In keeping with the recommendations of the National Action Plan on Climate Change (NAPCC) the MNRE and the Central Electricity Regulatory Commission (CERC) have evolved a framework for implementation of the Renewable Energy Certificate (REC) Mechanism for India.1 This is likely to give renewable energy development a further push in the coming years, as it will enable those states that do not meet their RPOs through renewable energy installations to fill the gap through purchasing RECs.

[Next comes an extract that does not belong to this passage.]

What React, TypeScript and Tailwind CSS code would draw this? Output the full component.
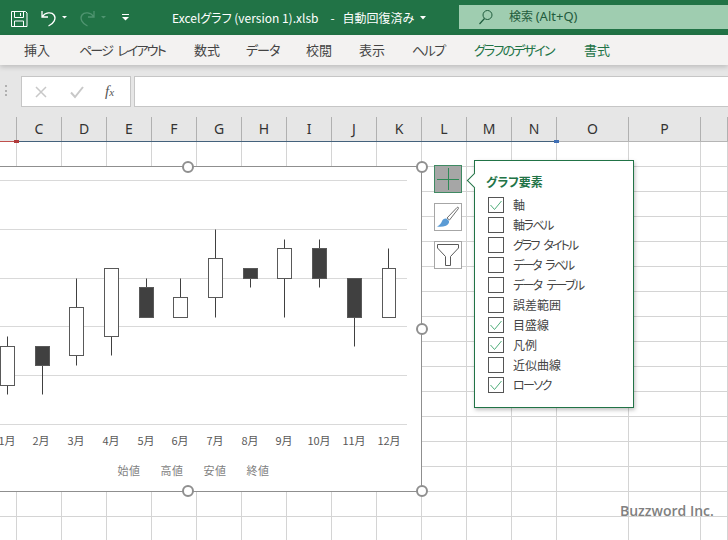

Obstacles for wind energy development
With the introduction of the Direct Tax Code2, the government aims to modernize existing income tax laws. Starting from the fiscal year 2011-12, accelerated depreciation, the key instrument for boosting wind power development in India, may no longer be available. Another limitation to wind power growth in India is inadequate grid infrastructure, especially in those states with significant wind potential, which are already struggling to integrate the large amounts of wind electricity produced. As a result, the distribution utilities are hesitant to accept more wind power. This makes it imperative for CERC and SERCs to take immediate steps toward improved power evacuation system planning and providing better interface between regional grids. The announcement of India’s Smart Grid Task Force by the Ministry of Power is a welcome first step in this direction.